#### Information given
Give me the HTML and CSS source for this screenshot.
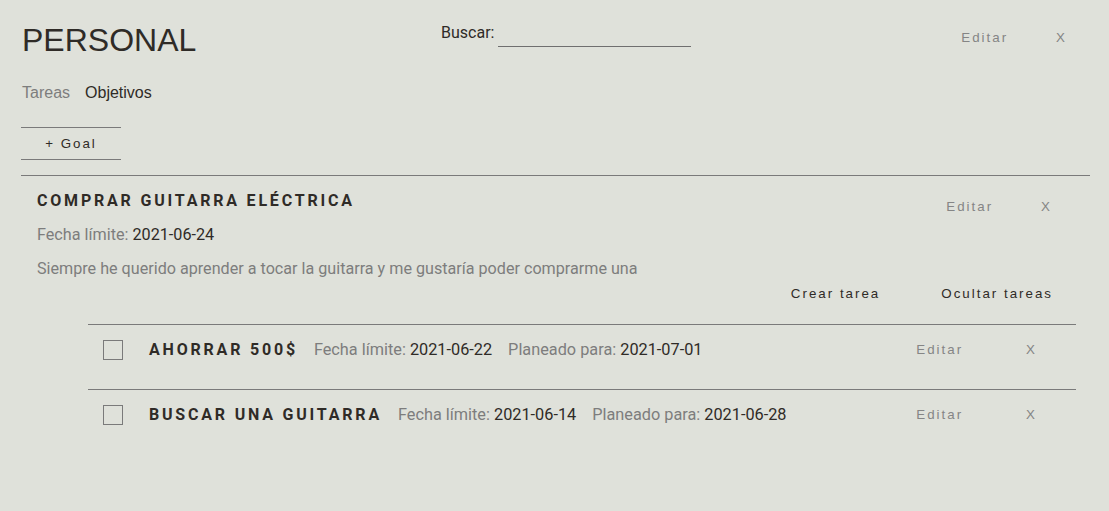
FILE: index.html
```html
<!DOCTYPE html>
<html lang="es">
<head>
<meta charset="utf-8">
<title>Personal</title>
<link rel="stylesheet" href="styles.css">
</head>
<body>
<div class="page">
  <header class="top">
    <h1 class="board-title">PERSONAL</h1>
    <div class="search">
      <label class="search-label" for="q">Buscar:</label>
      <input class="search-input" id="q" type="text">
    </div>
    <div class="actions top-actions">
      <button class="btn btn-muted">Editar</button>
      <button class="btn btn-muted">X</button>
    </div>
  </header>

  <nav class="tabs">
    <span class="tab">Tareas</span>
    <span class="tab tab-active">Objetivos</span>
  </nav>

  <button class="add-goal">+ Goal</button>

  <section class="goal">
    <div class="goal-head">
      <h2 class="goal-title">COMPRAR GUITARRA ELÉCTRICA</h2>
      <div class="actions">
        <button class="btn btn-muted">Editar</button>
        <button class="btn btn-muted">X</button>
      </div>
    </div>
    <p class="meta"><span class="meta-label">Fecha límite:</span> <span class="meta-value">2021-06-24</span></p>
    <p class="desc">Siempre he querido aprender a tocar la guitarra y me gustaría poder comprarme una</p>
    <div class="goal-actions">
      <button class="btn btn-dark">Crear tarea</button>
      <button class="btn btn-dark">Ocultar tareas</button>
    </div>

    <ul class="tasks">
      <li class="task">
        <span class="check"></span>
        <span class="task-title">AHORRAR 500$</span>
        <span class="task-meta"><span class="meta-label">Fecha límite:</span> <span class="meta-value">2021-06-22</span></span>
        <span class="task-meta"><span class="meta-label">Planeado para:</span> <span class="meta-value">2021-07-01</span></span>
        <div class="actions task-actions">
          <button class="btn btn-muted">Editar</button>
          <button class="btn btn-muted">X</button>
        </div>
      </li>
      <li class="task">
        <span class="check"></span>
        <span class="task-title">BUSCAR UNA GUITARRA</span>
        <span class="task-meta"><span class="meta-label">Fecha límite:</span> <span class="meta-value">2021-06-14</span></span>
        <span class="task-meta"><span class="meta-label">Planeado para:</span> <span class="meta-value">2021-06-28</span></span>
        <div class="actions task-actions">
          <button class="btn btn-muted">Editar</button>
          <button class="btn btn-muted">X</button>
        </div>
      </li>
    </ul>
  </section>
</div>
</body>
</html>
```

FILE: styles.css
```css
* { box-sizing: border-box; }

html, body {
  margin: 0;
  padding: 0;
  background: #dfe1da;
}

body {
  font-family: "Liberation Sans", Arial, sans-serif;
  color: #2f2b27;
}

.page {
  padding: 0 19px 0 21px;
}

.search-label,
.meta,
.desc,
.task-meta {
  font-family: "Roboto", "Liberation Sans", sans-serif;
}

/* header */
.top {
  display: flex;
  align-items: flex-start;
}

.board-title {
  margin: 24px 0 0 1px;
  width: 419px;
  font-size: 32px;
  line-height: 32px;
  font-weight: 400;
  color: #2f2b27;
}

.search {
  display: flex;
  align-items: flex-start;
  margin-top: 23px;
}

.search-label {
  font-size: 16px;
  line-height: 20px;
  color: #2f2b27;
}

.search-input {
  width: 193px;
  margin-left: 4px;
  height: 24px;
  border: 0;
  border-bottom: 1px solid #6f6f6f;
  background: transparent;
  padding: 0;
}

.actions {
  display: flex;
  margin-left: auto;
}

.top-actions {
  margin-top: 22px;
  margin-right: -1px;
}

.btn {
  font-family: "Liberation Sans", Arial, sans-serif;
  font-size: 13.333px;
  line-height: 15px;
  letter-spacing: 2px;
  background: none;
  border: 0;
  padding: 8px 24px;
  cursor: pointer;
}

.btn-muted { color: #858585; }
.btn-dark { color: #2f2b27; }

/* tabs */
.tabs {
  display: flex;
  gap: 15px;
  margin-top: 27px;
  margin-left: 1px;
  font-size: 16px;
  line-height: 19px;
}

.tab { color: #7d7d7d; }
.tab-active { color: #2f2b27; }

.add-goal {
  display: block;
  width: 100px;
  margin-top: 25px;
  height: 33px;
  padding: 0;
  background: none;
  border: 0;
  border-top: 1px solid #7a7a7a;
  border-bottom: 1px solid #7a7a7a;
  font-family: "Liberation Sans", Arial, sans-serif;
  font-size: 13.333px;
  letter-spacing: 2px;
  color: #2f2b27;
}

/* goal */
.goal {
  margin-top: 15px;
  border-top: 1px solid #7a7a7a;
  padding: 15px 0 0 16px;
}

.goal-head {
  display: flex;
  align-items: flex-start;
  padding-right: 14px;
}

.goal-title {
  margin: 0;
  font-family: "Roboto", "Liberation Sans", sans-serif;
  font-weight: 700;
  font-size: 16px;
  line-height: 19px;
  letter-spacing: 2.8px;
  color: #2f2b27;
}

.meta {
  margin: 3px 0 0;
  font-size: 16.2px;
  line-height: 20px;
}

.meta-label { color: #7d7d7d; }
.meta-value { color: #2f2b27; }

.desc {
  margin: 14px 0 0;
  font-size: 16.15px;
  line-height: 20px;
  color: #7d7d7d;
}

.goal-actions {
  display: flex;
  justify-content: flex-end;
  gap: 13px;
  padding-right: 13px;
  margin-top: -1px;
}

/* tasks */
.tasks {
  list-style: none;
  margin: 15px 14px 0 51px;
  padding: 0;
}

.task {
  display: flex;
  align-items: center;
  border-top: 1px solid #7a7a7a;
  padding: 9px 15px 24px 15px;
}

.task-actions {
  gap: 15px;
}

.check {
  width: 20px;
  height: 20px;
  border: 1px solid #7a7a7a;
  flex: none;
}

.task-title {
  margin-left: 26px;
  font-family: "Roboto", "Liberation Sans", sans-serif;
  font-weight: 700;
  font-size: 16px;
  letter-spacing: 2.8px;
  color: #2f2b27;
}

.task-meta {
  margin-left: 16px;
  font-size: 16.3px;
  line-height: 20px;
}
```
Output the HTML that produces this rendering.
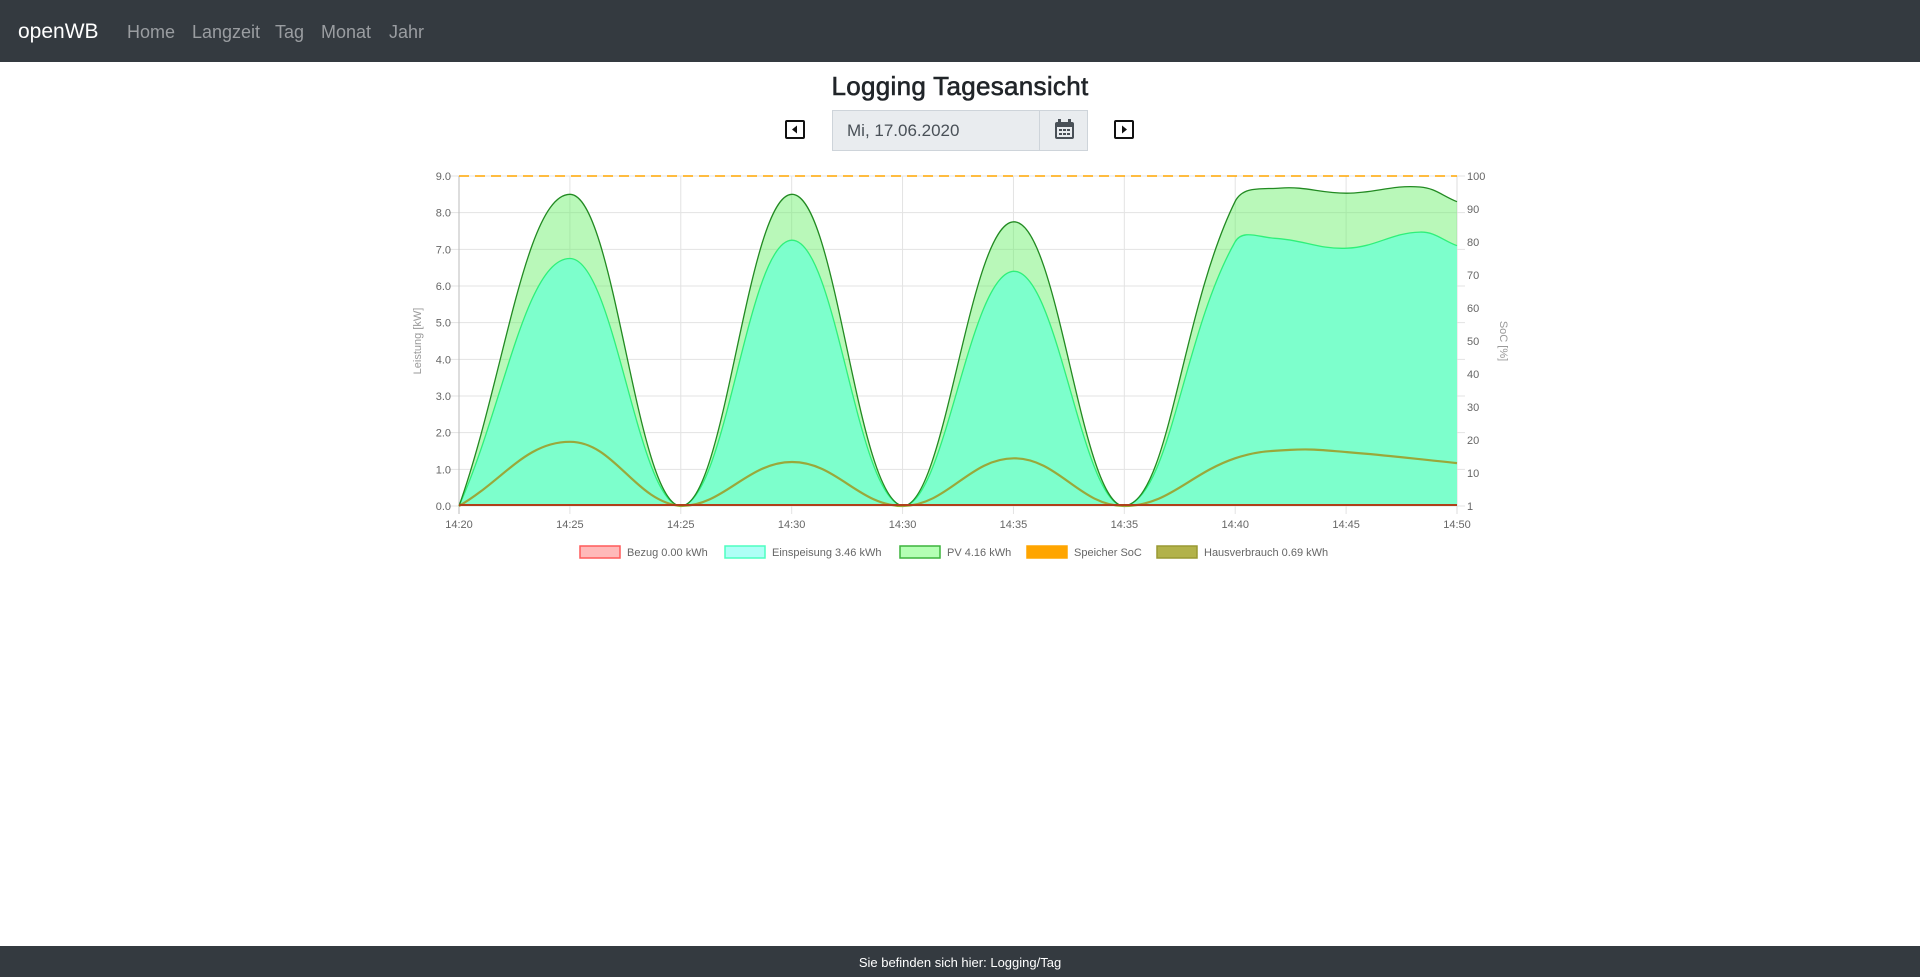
<!DOCTYPE html>
<html><head><meta charset="utf-8"><style>
*{box-sizing:border-box;margin:0;padding:0}
body{width:1920px;height:977px;overflow:hidden;background:#fff;font-family:"Liberation Sans",sans-serif;position:relative}
.nav{position:absolute;left:0;top:0;width:1920px;height:62px;background:#343a40}
.brand{position:absolute;left:18px;top:20px;color:#fff;font-size:21px}
.nav a{position:absolute;top:22px;color:#9a9da1;font-size:18px;text-decoration:none}
h1{position:absolute;left:0;width:1920px;top:71px;text-align:center;font-size:26px;font-weight:normal;color:#212529;-webkit-text-stroke:.6px #212529;letter-spacing:.3px}
.date{position:absolute;left:832px;top:110px;width:256px;height:41px;background:#e9ecef;border:1px solid #ced4da}
.date span{position:absolute;left:14px;top:10px;font-size:17px;color:#495057}
.date .cal{position:absolute;left:206px;top:-1px;width:49px;height:41px;border-left:1px solid #ced4da}
.btn{position:absolute;top:120px;width:20px;height:19px;border:2px solid #111;border-radius:2px}
.footer{position:absolute;left:0;top:946px;width:1920px;height:31px;background:#343a40;color:#fff;font-size:13px;text-align:center;line-height:34px}
svg text{font-family:"Liberation Sans",sans-serif;fill:#666;font-size:11px}
</style></head><body>
<div class="nav"><div class="brand">openWB</div>
<a style="left:127px">Home</a><a style="left:192px">Langzeit</a><a style="left:275px">Tag</a><a style="left:321px">Monat</a><a style="left:389px">Jahr</a></div>
<h1>Logging Tagesansicht</h1>
<div class="btn" style="left:785px"><svg width="16" height="15" style="position:absolute;left:0;top:0"><path d="M10 3.5L5 7.5L10 11.5Z" fill="#111"/></svg></div>
<div class="date"><span>Mi, 17.06.2020</span><div class="cal"><svg width="49" height="41"><rect x="15" y="12" width="19" height="17" rx="2" fill="#495057"/><rect x="17" y="17" width="15" height="10" fill="#e9ecef"/><rect x="18" y="9" width="3" height="5" fill="#495057"/><rect x="28" y="9" width="3" height="5" fill="#495057"/><g fill="#495057"><rect x="19" y="19" width="3" height="2"/><rect x="23" y="19" width="3" height="2"/><rect x="27" y="19" width="3" height="2"/><rect x="19" y="23" width="3" height="2"/><rect x="23" y="23" width="3" height="2"/><rect x="27" y="23" width="3" height="2"/></g></svg></div></div>
<div class="btn" style="left:1114px"><svg width="16" height="15" style="position:absolute;left:0;top:0"><path d="M6 3.5L11 7.5L6 11.5Z" fill="#111"/></svg></div>
<svg id="ch" width="1920" height="600" style="position:absolute;left:0;top:0"></svg>
<div class="footer">Sie befinden sich hier: Logging/Tag</div>
<script>
var L=459,R=1457,T=176,B=506,U=(B-T)/9;
function Y(v){return B-v*U}
function path(pts){pts=pts.map(p=>[p[0],Y(p[1])]);var t=0.4,cps=[];
for(var i=0;i<pts.length;i++){var p=pts[i-1]||pts[i],c=pts[i],n=pts[i+1]||pts[i];
var d01=Math.hypot(c[0]-p[0],c[1]-p[1]),d12=Math.hypot(n[0]-c[0],n[1]-c[1]);var s=d01+d12||1;var fa=t*d01/s,fb=t*d12/s;
var pp=[c[0]-fa*(n[0]-p[0]),Math.min(B,Math.max(T,c[1]-fa*(n[1]-p[1])))],nn=[c[0]+fb*(n[0]-p[0]),Math.min(B,Math.max(T,c[1]+fb*(n[1]-p[1])))];cps.push([pp,nn]);}
var d="M"+pts[0][0]+" "+pts[0][1];for(var i=1;i<pts.length;i++){d+=" C"+cps[i-1][1][0].toFixed(1)+" "+cps[i-1][1][1].toFixed(1)+" "+cps[i][0][0].toFixed(1)+" "+cps[i][0][1].toFixed(1)+" "+pts[i][0]+" "+pts[i][1].toFixed(1);}return d}
var pv=[[459,0],[570,8.5],[681,0],[792,8.5],[903,0],[1014,7.75],[1124,0],[1235,8.3],[1280,8.67],[1347,8.53],[1420,8.7],[1457,8.3]];
var ei=[[459,0],[570,6.75],[681,0],[792,7.25],[903,0],[1014,6.4],[1124,0],[1235,7.2],[1275,7.3],[1347,7.03],[1420,7.47],[1457,7.1]];
var ha=[[459,0],[570,1.75],[681,0],[792,1.2],[903,0],[1014,1.3],[1124,0],[1235,1.3],[1290,1.53],[1347,1.47],[1457,1.17]];
var s='';
var soc=['1','10','20','30','40','50','60','70','80','90','100'];
for(var i=0;i<=9;i++){var y=Y(i);s+='<line x1="'+(L-10)+'" x2="'+(R+8)+'" y1="'+y+'" y2="'+y+'" stroke="#e3e3e3"/>';
s+='<text x="451" y="'+(y+4)+'" text-anchor="end">'+i+'.0</text>';}
for(var i=0;i<=10;i++){var y=B-i*(B-T)/10;s+='<text x="1467" y="'+(y+4)+'">'+soc[i]+'</text>';}
var lab=['14:20','14:25','14:25','14:30','14:30','14:35','14:35','14:40','14:45','14:50'];
for(var i=0;i<=9;i++){var x=L+i*(R-L)/9;s+='<line x1="'+x+'" x2="'+x+'" y1="'+T+'" y2="'+(B+8)+'" stroke="#e3e3e3"/>';
s+='<text x="'+x+'" y="'+(B+22)+'" text-anchor="middle">'+lab[i]+'</text>';}
s+='<line x1="'+L+'" x2="'+L+'" y1="'+T+'" y2="'+(B+8)+'" stroke="#bbb"/><line x1="'+R+'" x2="'+R+'" y1="'+T+'" y2="'+(B+8)+'" stroke="#ddd"/>';
var pd=path(pv),ed=path(ei),hd=path(ha);
s+='<path d="'+pd+' L1457 '+B+' L459 '+B+'Z" fill="rgba(100,240,100,0.45)"/>';
s+='<path d="'+ed+' L1457 '+B+' L459 '+B+'Z" fill="#7dffcc"/>';
s+='<path d="'+ed+'" fill="none" stroke="#2ff07a" stroke-width="1.3"/>';
s+='<path d="'+pd+'" fill="none" stroke="#228a22" stroke-width="1.3"/>';
s+='<path d="'+hd+'" fill="none" stroke="#9aa83a" stroke-width="2.2"/>';
s+='<line x1="459" x2="1457" y1="505" y2="505" stroke="#b0401a" stroke-width="2"/>';
s+='<line x1="459" x2="1457" y1="176" y2="176" stroke="#ffa500" stroke-width="1.5" stroke-dasharray="10,6"/>';
s+='<text transform="translate(421,341) rotate(-90)" text-anchor="middle" style="fill:#999;font-size:11px">Leistung [kW]</text>';
s+='<text transform="translate(1500,341) rotate(90)" text-anchor="middle" style="fill:#999;font-size:11px">SoC [%]</text>';
var lg=[[580,'rgba(255,99,99,0.45)','#ff5a5a','Bezug 0.00 kWh'],[725,'rgba(120,255,240,0.6)','#4dffc0','Einspeisung 3.46 kWh'],[900,'rgba(130,255,130,0.6)','#3cb43c','PV 4.16 kWh'],[1027,'#ffa500','#ffa500','Speicher SoC'],[1157,'#b2b24a','#999933','Hausverbrauch 0.69 kWh']];
lg.forEach(function(g){s+='<rect x="'+g[0]+'" y="546" width="40" height="12" fill="'+g[1]+'" stroke="'+g[2]+'" stroke-width="1.5"/><text x="'+(g[0]+47)+'" y="556">'+g[3]+'</text>';});
document.getElementById('ch').innerHTML=s;
</script>
</body></html>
########
| The request |
Pull every line containing the word "this" out of the entries above.

| Written response |
Give me the HTML and CSS source for this screenshot.
Output the HTML that produces this rendering.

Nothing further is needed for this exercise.